Uber is destroying the value of taxi monopolies and cartels in various American cities, The New York Times' Josh Barro reports.
This is a huge part of Uber's entire business model: That cities have these artificial, rent-taking taxi commissions that license a limited number of operators for taxis.
Because licensing creates a cartel or local monopoly, taxi company "medallions" (a badge that gives you the right to drive a taxi) can sell for astonishing sums of money. Up to $1 million in some cases.
Uber — by allowing anyone to drive and pick up anyone who wants a ride — renders these medallions pointless. At least, that's the long-running theory. CEO Travis Kalanick has repeatedly railed against the way taxi cartels end up in control of cities, fixing prices, reducing competition and not letting competing companies offer rides.

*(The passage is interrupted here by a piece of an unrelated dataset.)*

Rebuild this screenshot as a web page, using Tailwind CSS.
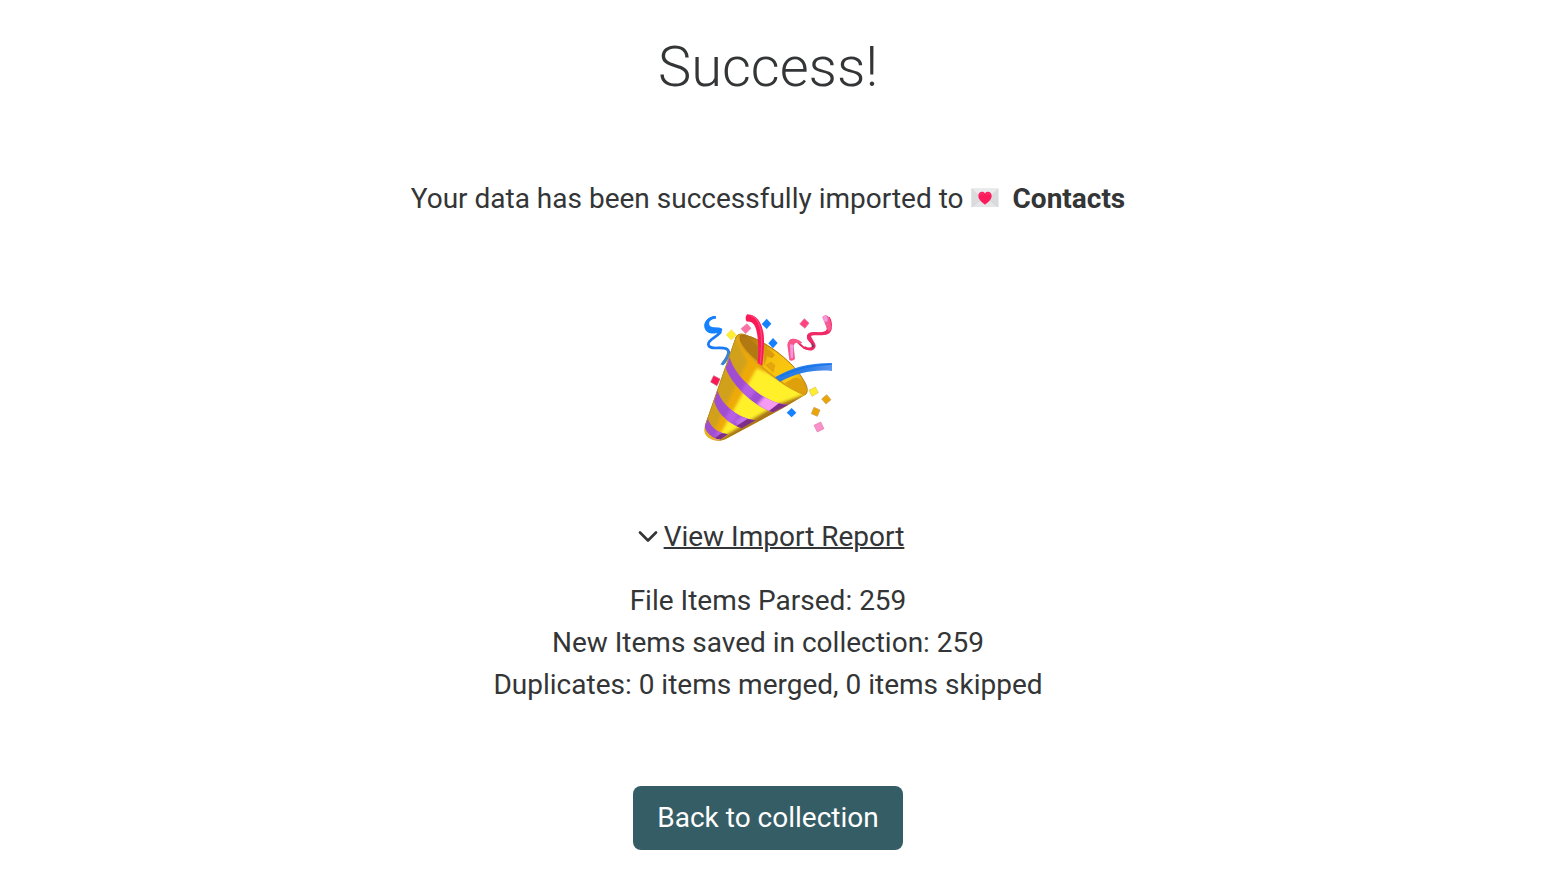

The theory is coming true, the Times says, giving these data:Recently traded prices of taxi medallions in US cities: New York City: $872,000, down 17 percent Chicago: $298,000, down 17 percent. Boston: $561,000, down 20 percent. Philadelphia: medallion auction scrapped.
It's anecdotal, sure.
But it underlines a key trend for Uber. Both its revenue and ridership are growing, and municipalities — and taxi lobbyists — are failing in their efforts to stop it. Plus, despite the company's awful PR issues, the fact is that once people use Uber once, they tend to want to keep using it because taxis — especially in America where almost zero qualifications are required in order to become a taxi driver — are generally worse than Uber cars.